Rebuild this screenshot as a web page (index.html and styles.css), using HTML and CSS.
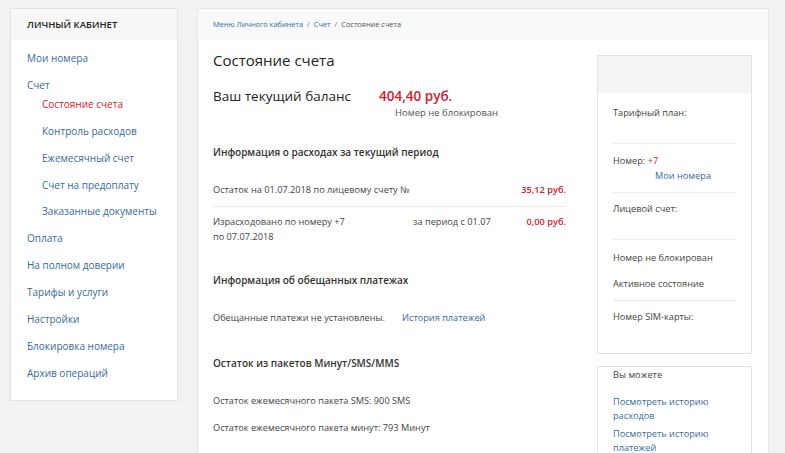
FILE: index.html
```html
<!DOCTYPE html>
<html lang="ru">

<head>
    <meta charset="UTF-8">
    <meta name="viewport" content="width=device-width, initial-scale=1.0">
    <title>Состояние счета</title>
    <link rel="stylesheet" href="styles.css">
</head>

<body>
    <div class="page">
        <aside class="sidebar">
            <div class="sidebar-head">Личный кабинет</div>
            <ul class="menu">
                <li><a href="#">Мои номера</a></li>
                <li><a href="#">Счет</a>
                    <ul class="submenu">
                        <li><a href="#" class="active">Состояние счета</a></li>
                        <li><a href="#">Контроль расходов</a></li>
                        <li><a href="#">Ежемесячный счет</a></li>
                        <li><a href="#">Счет на предоплату</a></li>
                        <li><a href="#">Заказанные документы</a></li>
                    </ul>
                </li>
                <li><a href="#">Оплата</a></li>
                <li><a href="#">На полном доверии</a></li>
                <li><a href="#">Тарифы и услуги</a></li>
                <li><a href="#">Настройки</a></li>
                <li><a href="#">Блокировка номера</a></li>
                <li><a href="#">Архив операций</a></li>
            </ul>
        </aside>

        <main class="main">
            <div class="crumbs">
                <a href="#">Меню Личного кабинета</a><span class="sep">/</span><a href="#">Счет</a><span class="sep">/</span><span>Состояние счета</span>
            </div>
            <div class="main-body">
                <div class="content">
                    <h1>Состояние счета</h1>
                    <div class="balance">
                        <span class="balance-label">Ваш текущий баланс</span>
                        <span class="balance-sum">404,40 руб.</span>
                    </div>
                    <div class="balance-note">Номер не блокирован</div>

                    <h2>Информация о расходах за текущий период</h2>
                    <div class="row row-line">
                        <span class="row-text">Остаток на 01.07.2018 по лицевому счету №</span>
                        <span class="sum">35,12 руб.</span>
                    </div>
                    <div class="row row-two">
                        <span class="row-text">Израсходовано по номеру +7<br>по 07.07.2018</span>
                        <span class="row-mid">за период с 01.07</span>
                        <span class="sum">0,00 руб.</span>
                    </div>

                    <h2>Информация об обещанных платежах</h2>
                    <div class="row row-end">
                        <span class="row-text promise">Обещанные платежи не установлены.</span>
                        <a href="#">История платежей</a>
                    </div>

                    <h2>Остаток из пакетов Минут/SMS/MMS</h2>
                    <div class="row">Остаток ежемесячного пакета SMS: 900 SMS</div>
                    <div class="row">Остаток ежемесячного пакета минут: 793 Минут</div>
                </div>

                <div class="side">
                    <div class="box">
                        <div class="box-head"></div>
                        <div class="box-body">
                            <div class="item item-line item-plan">Тарифный план:</div>
                            <div class="item item-line item-num">
                                <div>Номер: <span class="red">+7</span></div>
                                <a href="#" class="num-link">Мои номера</a>
                            </div>
                            <div class="item item-line item-acc">Лицевой счет:</div>
                            <div class="item item-block">Номер не блокирован</div>
                            <div class="item item-line item-state">Активное состояние</div>
                            <div class="item item-sim">Номер SIM-карты:</div>
                        </div>
                    </div>
                    <div class="box box-can">
                        <div class="can-title">Вы можете</div>
                        <a href="#">Посмотреть историю расходов</a>
                        <a href="#">Посмотреть историю платежей</a>
                    </div>
                </div>
            </div>
        </main>
    </div>
</body>

</html>
```

FILE: styles.css
```css
* {
    margin: 0;
    padding: 0;
    box-sizing: border-box;
}

body {
    background-color: #f2f2f2;
    font-family: "Open Sans", "Noto Sans", sans-serif;
    color: #333;
    font-size: 10px;
    overflow: hidden;
}

a {
    color: #376b99;
    text-decoration: none;
}

.page {
    display: flex;
    align-items: flex-start;
    gap: 19px;
    padding: 8px 0 0 10px;
    height: 453px;
}

/* левое меню */
.sidebar {
    width: 168px;
    background-color: #fff;
    border: 1px solid #e2e2e2;
}

.sidebar-head {
    height: 31px;
    line-height: 31px;
    padding-left: 16px;
    background-color: #f7f7f7;
    font-size: 9.5px;
    font-weight: 600;
    color: #222;
    text-transform: uppercase;
}

.menu {
    list-style: none;
    padding: 5px 0 14px 16px;
}

.menu a {
    display: block;
    line-height: 26.85px;
    font-size: 10px;
}

.submenu {
    list-style: none;
    padding-left: 15px;
    margin-top: -7.6px;
}

.menu a.active {
    color: #cf2030;
}

/* основная часть */
.main {
    width: 572px;
    height: 460px;
    background-color: #fff;
    border: 1px solid #e6e6e6;
}

.crumbs {
    height: 31px;
    line-height: 31px;
    padding-left: 15px;
    background-color: #f8f9f9;
    font-size: 7.4px;
    color: #555;
}

.crumbs .sep {
    margin: 0 4px;
    color: #777;
}

.main-body {
    display: flex;
    gap: 31px;
    padding: 0 15px 0 15px;
}

.content {
    width: 353px;
}

h1 {
    font-size: 15px;
    font-weight: 400;
    color: #222;
    line-height: 20px;
    margin-top: 10px;
}

.balance {
    display: flex;
    margin-top: 17px;
    line-height: 18px;
    font-size: 13.5px;
    color: #222;
}

.balance-label {
    width: 166px;
}

.balance-sum {
    color: #cf2030;
    font-weight: 600;
}

.balance-note {
    padding-left: 182px;
    padding-bottom: 6px;
    font-size: 9.5px;
    color: #555;
    line-height: 16px;
}

h2 {
    font-size: 10px;
    font-weight: 600;
    color: #333;
    line-height: 16px;
    margin-top: 17px;
    margin-bottom: 16px;
}

.row {
    display: flex;
    line-height: 15px;
    font-size: 9.2px;
    color: #444;
    padding: 6px 0;
}

.row-line {
    border-bottom: 1px solid #ececec;
    padding-bottom: 9px;
}

.row-two {
    padding-top: 6.5px;
    padding-bottom: 11px;
}

.row-end {
    padding-bottom: 13px;
}

.row-text {
    flex: 1;
}

.row-two .row-text {
    flex: 0 0 200px;
}

.row-mid {
    flex: 1;
}

.promise {
    flex: 0 0 189px;
}

.sum {
    color: #cf2030;
    font-weight: 600;
}

/* правая колонка */
.side {
    width: 155px;
    padding-top: 15px;
}

.box {
    border: 1px solid #e2e2e2;
    background-color: #fff;
}

.box-head {
    height: 37px;
    background-color: #f5f5f5;
}

.box-body {
    padding: 0 15px 29px;
}

.item {
    font-size: 9.2px;
    color: #444;
    line-height: 15px;
}

.item-line {
    border-bottom: 1px solid #ececec;
}

.item-plan {
    padding: 12px 0 22.5px;
}

.item-num {
    padding: 9.5px 0 8.5px;
}

.num-link {
    display: block;
    padding-left: 42px;
}

.item-acc {
    padding: 8.5px 0 22.5px;
}

.item-block {
    padding: 10.5px 0 0;
}

.item-state {
    padding: 11px 0 8.5px;
}

.item-sim {
    padding: 8px 0 0;
}

.red {
    color: #cf2030;
}

.box-can {
    margin-top: 12px;
    padding: 0 15px 0;
    height: 100px;
    font-size: 9.2px;
}

.can-title {
    line-height: 15px;
    color: #444;
    margin-bottom: 13.5px;
}

.box-can a {
    display: block;
    line-height: 14px;
    margin-bottom: 4px;
    width: 100px;
}
```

> Task prompt: Copy all lines of the material above where the string "styles" occurs.

> Problem solution:
Rebuild this screenshot as a web page (index.html and styles.css), using HTML and CSS.
    <link rel="stylesheet" href="styles.css">
FILE: styles.css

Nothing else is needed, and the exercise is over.